South Korean cafes are adapting odd twists – such as a side of chinchilla, chow-chow, or flesh-eating fish – to set themselves apart.
Seoul, South Korea
In South Korea, cafe culture is all the rage. These days, virtually no city block in Seoul is without a coffee shop or two. Koreans, however, are known for putting their own odd twist on any outside custom they adopt. Here, bistros offer décor and amenities unlike anything found in Paris, Rome, or New York.
Take, for instance, the cafe/pet store Jurassic Park, in the Doonchondong neighborhood of Seoul. Customers relax with a cup of joe in a jungle setting dense with plants and furry critters for sale. Why not shop for your next chinchilla while sipping chai?

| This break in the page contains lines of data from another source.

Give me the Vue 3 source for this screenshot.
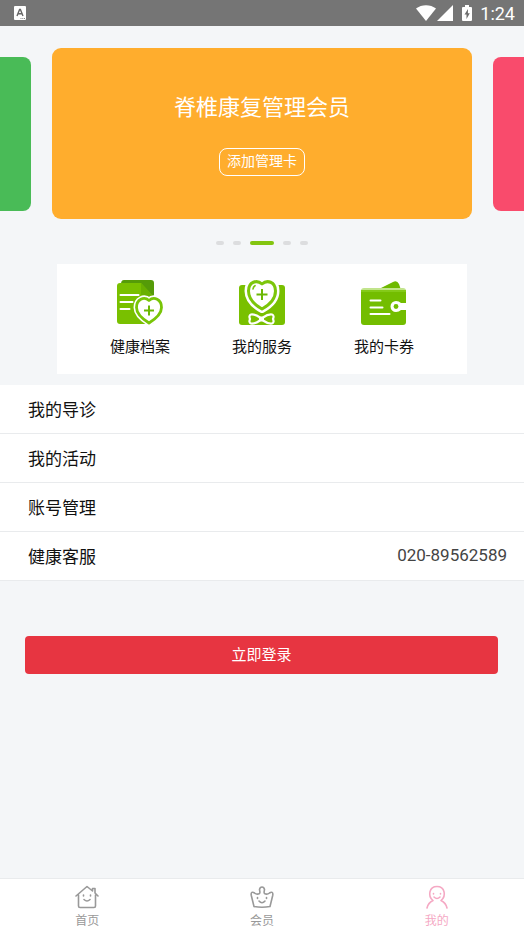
<script setup>
const services = [
  { name: '健康档案', icon: 'file' },
  { name: '我的服务', icon: 'service' },
  { name: '我的卡券', icon: 'wallet' },
]
const rows = [
  { name: '我的导诊' },
  { name: '我的活动' },
  { name: '账号管理' },
  { name: '健康客服', value: '020-89562589' },
]
const tabs = [
  { name: '首页', icon: 'home' },
  { name: '会员', icon: 'crown' },
  { name: '我的', icon: 'user', active: true },
]
const slides = [0, 1, 2, 3, 4]
const current = 2
</script>

<template>
  <div class="page">
    <header class="status">
      <svg class="ime" viewBox="0 0 12 14" aria-hidden="true">
        <rect width="12" height="14" rx="1" fill="#fff" />
        <path d="M3 10 5.6 3.5h.8L9 10M4 7.7h4" fill="none" stroke="#666" stroke-width="1.4" />
        <path d="M6.5 12.5h1M8.3 12.5h1M10 12.5h1" stroke="#888" stroke-width="1" />
      </svg>
      <div class="signals">
        <svg class="wifi" viewBox="0 0 20 16" aria-hidden="true">
          <path d="M0 3.6C5.5-.9 14.5-.9 20 3.6L10 16Z" fill="#fff" />
        </svg>
        <svg class="cell" viewBox="0 0 16 16" aria-hidden="true">
          <path d="M16 0v16H0Z" fill="#fff" />
        </svg>
        <svg class="battery" viewBox="0 0 10 16" aria-hidden="true">
          <path d="M3 0h4v2h2q1 0 1 1v12q0 1-1 1H1q-1 0-1-1V3q0-1 1-1h2Z" fill="#fff" />
          <path d="M6 4 2.500 9.500h2V14L7.800 8.200H5.900Z" fill="#6c6c6c" />
        </svg>
        <span class="clock">1:24</span>
      </div>
    </header>

    <main class="content">
      <section class="carousel">
        <div class="side green"></div>
        <article class="card">
          <h1>脊椎康复管理会员</h1>
          <button type="button" class="add">添加管理卡</button>
        </article>
        <div class="side pink"></div>
      </section>
      <div class="dots">
        <span v-for="s in slides" :key="s" :class="{ on: s === current }"></span>
      </div>

      <nav class="services">
        <a v-for="s in services" :key="s.name" href="#">
          <svg v-if="s.icon === 'file'" viewBox="0 0 48 48" aria-hidden="true">
            <path d="M8 1h27q3 0 3 3v16H26L5 5Q5 1 8 1Z" fill="#559b08" />
            <path d="M4 4h21l13 14v24q0 3-3 3H4q-3 0-3-3V7q0-3 3-3Z" fill="#79c000" />
            <path d="M25 4v11q0 3 3 3h10Z" fill="#69b000" />
            <path d="M4.500 16h18M4.500 23h12M4.500 30h9" stroke="#fff" stroke-width="2" stroke-linecap="round" />
            <path d="M33 44C25 39 20.500 34.500 20.500 28.500C20.500 20.500 28 17 33 21.500C38 17 45.500 20.500 45.500 28.500C45.500 34.500 41 39 33 44Z" fill="#fff" stroke="#fff" stroke-width="6" stroke-linejoin="round" />
            <path d="M33 44C25 39 20.500 34.500 20.500 28.500C20.500 20.500 28 17 33 21.500C38 17 45.500 20.500 45.500 28.500C45.500 34.500 41 39 33 44Z" fill="#fff" stroke="#79c507" stroke-width="2.800" stroke-linejoin="round" />
            <path d="M28 31.500h10M33 26.500v10" stroke="#6cb804" stroke-width="2" />
          </svg>
          <svg v-else-if="s.icon === 'service'" viewBox="0 0 48 48" aria-hidden="true">
            <path d="M4 6h40q3 0 3 3v34q0 3-3 3H4q-3 0-3-3V9q0-3 3-3Z" fill="#79c000" />
            <path d="M24 30C15 25 10.500 19 10.500 12C10.500 2.500 19 .5 24 5C29 .5 37.500 2.500 37.500 12C37.500 19 33 25 24 30Z" fill="#fff" stroke="#fff" stroke-width="8" stroke-linejoin="round" />
            <path d="M24 30C15 25 10.500 19 10.500 12C10.500 2.500 19 .5 24 5C29 .5 37.500 2.500 37.500 12C37.500 19 33 25 24 30Z" fill="#fff" stroke="#7cc60a" stroke-width="3" stroke-linejoin="round" />
            <path d="M18.500 15.500h11M24 10v11" stroke="#6cb804" stroke-width="2" />
            <path d="M15 10q.3-2.300 2-3.300" fill="none" stroke="#7cc60a" stroke-width="1.700" stroke-linecap="round" />
            <path d="M22 38.500Q17 35 13 35.500Q10.500 36.500 12 40Q10.500 43.500 13 44.500Q17 45 22 41.500ZM25 38.500Q30 35 34 35.500Q36.500 36.500 35 40Q36.500 43.500 34 44.500Q30 45 25 41.500Z" fill="#79c000" stroke="#fff" stroke-width="2.200" stroke-linejoin="round" />
            <rect x="21" y="37.500" width="5" height="5" rx="2" fill="#fff" />
          </svg>
          <svg v-else viewBox="0 0 48 48" aria-hidden="true">
            <path d="M20 9.500 33 3q4-2 6 2l1.500 4.500Z" fill="#6eb900" />
            <path d="M4 10h39q3 0 3 3v30q0 3-3 3H4q-3 0-3-3V13q0-3 3-3Z" fill="#73bd00" />
            <path d="M1 13V12q0-3 3-3h39q3 0 3 3v1Z" fill="#84ca18" />
            <path d="M1 10h45" stroke="#fff" stroke-width="1" />
            <path d="M10.500 21.500h10M10.500 28.500h12M10.500 35h19" stroke="#fff" stroke-width="2" stroke-linecap="round" />
            <path d="M47 24h-6q-2-2-5-2a5.500 5.500 0 0 0 0 11q3 0 5-2h6Z" fill="#fff" />
            <circle cx="36" cy="27.500" r="2.400" fill="#73bd00" />
          </svg>
          <span>{{ s.name }}</span>
        </a>
      </nav>

      <ul class="list">
        <li v-for="r in rows" :key="r.name">
          <a href="#">
            <span>{{ r.name }}</span>
            <span v-if="r.value" class="value">{{ r.value }}</span>
          </a>
        </li>
      </ul>

      <button type="button" class="login">立即登录</button>
    </main>

    <nav class="tabs">
      <a v-for="t in tabs" :key="t.name" href="#" :class="{ active: t.active }">
        <svg viewBox="0 0 24 24" fill="none" stroke="currentColor" stroke-width="1.600" stroke-linecap="round" stroke-linejoin="round" aria-hidden="true">
          <template v-if="t.icon === 'home'">
            <path d="M1 11 12 1.500 17.500 6V3.500H20V8l3 3M3.500 10v11q0 1.500 1.500 1.500h14q1.500 0 1.500-1.500V10" />
            <path d="M8.500 10v1M15.500 10v1M9 14.500q3 3 6 0" />
          </template>
          <template v-else-if="t.icon === 'crown'">
            <path d="M4 21.500 1.300 10.500C.6 7 2.500 6.500 4.500 8Q7 10 9.500 8.500C10.500 7.500 9.500 5.500 9.500 4.500Q10 2 12 2T14.500 4.500C14.500 5.500 13.500 7.500 14.500 8.500Q17 10 19.500 8C21.500 6.500 23.400 7 22.700 10.500L20 21.500Q12 23 4 21.500Z" />
            <path d="M7.500 12.500v1M16.500 12.500v1M9 16q3 3.500 6 0" />
          </template>
          <template v-else>
            <path d="M2 23Q3 18 8 15.500C2.500 11 4 1.500 12 1.500S21.500 11 16 15.500Q21 18 22 23" />
            <path d="M8.500 8.500v.500M15.500 8.500v.500M9 12q3 3 6 0" />
          </template>
        </svg>
        <span>{{ t.name }}</span>
      </a>
    </nav>
  </div>
</template>

<style>
body {
  margin: 0;
  background: #f4f6f8;
}
</style>

<style scoped>
.page {
  display: flex;
  flex-direction: column;
  min-height: 100vh;
  font-family: Roboto, "Noto Sans CJK SC", sans-serif;
  color: #111;
}
a {
  color: inherit;
  text-decoration: none;
}
button {
  font-family: inherit;
  color: #fff;
  cursor: pointer;
}
.status {
  display: flex;
  align-items: center;
  justify-content: space-between;
  height: 26px;
  padding: 0 9px 0 14px;
  background: #757575;
}
.ime {
  width: 12px;
  height: 14px;
}
.signals {
  display: flex;
  align-items: center;
}
.wifi {
  width: 20px;
  height: 16px;
}
.cell {
  width: 16px;
  height: 16px;
  margin: 0 9px 0 1px;
}
.battery {
  width: 10px;
  height: 16px;
}
.clock {
  margin-left: 8px;
  padding-top: 2px;
  color: #fff;
  font-size: 18px;
  line-height: 24px;
}
.content {
  flex: 1;
}
.carousel {
  display: flex;
  align-items: center;
  gap: 21px;
  padding-top: 22px;
}
.side {
  flex: 1;
  height: 154px;
}
.green {
  border-radius: 0 8px 8px 0;
  background: #49bb57;
}
.pink {
  border-radius: 8px 0 0 8px;
  background: #f94b6c;
}
.card {
  display: flex;
  flex: 0 0 80%;
  flex-direction: column;
  align-items: center;
  gap: 24px;
  box-sizing: border-box;
  height: 171px;
  padding-top: 44px;
  border-radius: 9px;
  background: #ffad2d;
  color: #fff;
}
h1 {
  margin: 0;
  font-size: 22px;
  font-weight: 400;
  line-height: 32px;
}
.add {
  height: 28px;
  padding: 0 7px 3px;
  border: 1px solid #fff;
  border-radius: 8px;
  background: transparent;
  font-size: 14px;
  line-height: 22px;
}
.dots {
  display: flex;
  justify-content: center;
  gap: 9px;
  padding: 22px 0 19px;
}
.dots span {
  width: 8px;
  height: 4px;
  border-radius: 2px;
  background: #dcdddf;
}
.dots .on {
  width: 24px;
  background: #83c510;
}
.services {
  display: flex;
  justify-content: center;
  gap: 62px;
  margin: 0 57px 11px;
  padding: 15px 0;
  background: #fff;
}
.services a {
  display: flex;
  flex-direction: column;
  align-items: center;
  gap: 9px;
  font-size: 15px;
  line-height: 23px;
}
.services svg {
  width: 48px;
  height: 48px;
}
.list {
  margin: 0;
  padding: 0;
  list-style: none;
}
.list a {
  display: flex;
  align-items: center;
  justify-content: space-between;
  height: 46px;
  padding: 0 17px 2px 28px;
  border-bottom: 1px solid #e9ebed;
  background: #fff;
  font-size: 17px;
}
.value {
  padding-bottom: 1px;
  color: #444;
}
.login {
  display: block;
  width: calc(100% - 51px);
  height: 38px;
  margin: 55px 26px 24px 25px;
  padding: 0 0 4px;
  border: 0;
  border-radius: 4px;
  background: #e73541;
  font-size: 15px;
}
.tabs {
  display: flex;
  height: 53px;
  border-top: 1px solid #e9ebed;
  background: #fff;
  color: #999;
}
.tabs a {
  display: flex;
  flex: 1;
  flex-direction: column;
  align-items: center;
  gap: 3px;
  padding-top: 6px;
  font-size: 12px;
  line-height: 18px;
}
.tabs svg {
  width: 24px;
  height: 24px;
}
.tabs .active {
  color: #f5a9c4;
}
</style>
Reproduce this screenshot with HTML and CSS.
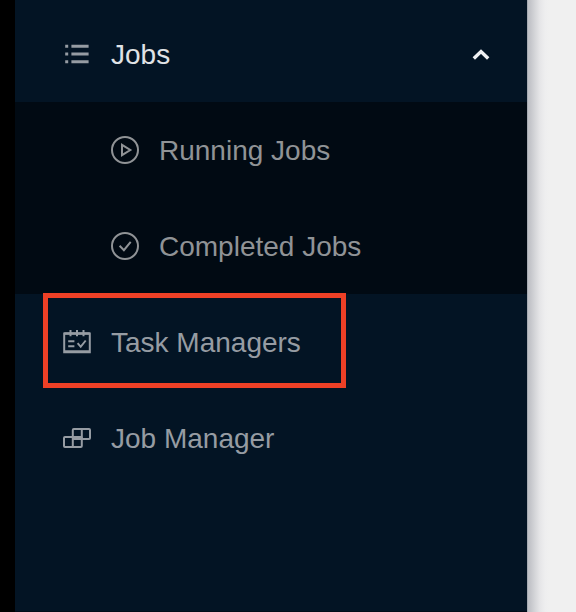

Then there’s the cleverly named BAU House in Seoul’s hip Hongdae district, where thirsty patrons with commitment issues can snuggle with a chow for an hour, but forgo pooper-scoopers, vets, and other endless duties of full-time dog owners.
A favorite of Koreans and expatriates alike are the so-called Dr. Fish Cafes found throughout town, where patrons can pamper themselves with pedicures while swilling a freshly brewed mug and munching on a plate of free cookies.
The pedicurists? Tanks of small fish that nibble at your feet, aptly removing calluses and dead skin cells in a ticklish flurry.